Pour être adoptée, une proposition de la Commission de retrait coordonné du TCE de l’UE et ses Etats membres nécessite le soutien d’une majorité qualifiée d’Etats membres au Conseil et l’assentiment du Parlement européen. Pour atteindre cette majorité qualifiée, il faut le soutien de 15 Etats membres sur 27, représentant au moins 65 % de la population totale de l’UE. La position des huit Etats membres ayant déjà annoncé (voire procédé à) leur retrait unilatéral du TCE ainsi que celle adoptée par le Parlement européen dans sa résolution du 24 novembre 2022 devraient faciliter ce processus.
NEUTRALISER LA CLAUSE DE SURVIE
L’un des principaux freins à une sortie coordonnée du TCE de l’UE et de ses Etats membres est la clause de survie (article 47§3), en vertu de laquelle les investissements réalisés avant leur retrait continueront d’être protégés par le traité pendant vingt ans après leur sortie.
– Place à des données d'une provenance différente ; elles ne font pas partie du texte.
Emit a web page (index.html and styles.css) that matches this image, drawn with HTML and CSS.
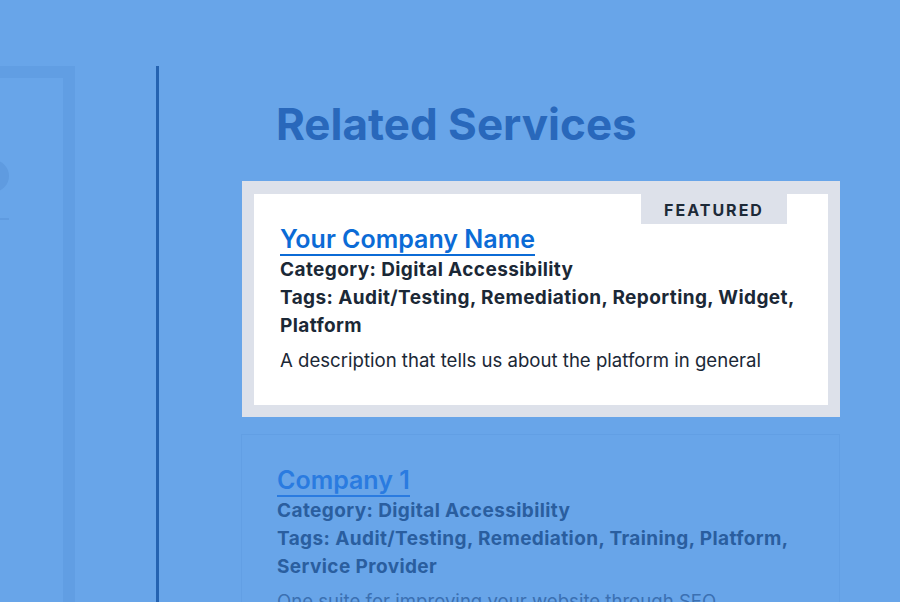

Comme cette clause (20 ans) est en apparence plus longue que le délai permis par le mécanisme de flexibilité (dix ans), il serait préférable d’adopter la proposition de réforme plutôt que de se retirer du TCE.
Cependant, cet argument ne prend en compte ni le fait que ce délai ne débute qu’après l’entrée en vigueur du TCE modernisé (dont le processus de ratification peut prendre du temps), ni les pistes juridiques existantes pour désactiver la clause de survie. Les Etats ayant décidé de se retirer du TCE pourraient adopter un accord inter se excluant l’application de cette clause de survie entre eux, réduisant ainsi le risque de poursuites devant des tribunaux d’arbitrage par des investisseurs de l’UE de vingt à un an. Cette option aurait également l’avantage de neutraliser toutes les plaintes se fondant sur le TCE et pas uniquement celles concernant les énergies fossiles : plusieurs plaintes ont par exemple été déposées contre des Etats qui ont réglementé le prix de l’énergie.
CONCLUSION
Ainsi, à défaut d’une profonde réforme, l’option la plus efficace pour l’UE et les Etats membres consiste désormais à sortir de manière coordonnée du TCE et à accompagner ce retrait collectif d’un accord inter se neutralisant l’ISDS et la clause de survie : cela réduirait sensiblement l’effet néfaste du TCE, surtout si cette stratégie est suivie par d’autres Etats non-européens signataires du TCE.
Le retrait du TCE de l’UE et de ses Etats membres pourrait en effet avoir un effet d’entraînement. Non seulement parce qu’il aura un impact sur le fonctionnement du Secrétariat du TCE dans la mesure où les Etats européens contribuent à son budget et où l’UE est le principal moteur de la modernisation du traité. Mais aussi parce que ce retrait pourrait fortement inciter les Etats signataires non-européens mais qui souhaitent adhérer à l’UE à se retirer dès à présent d’un traité contraire au droit de l’Union.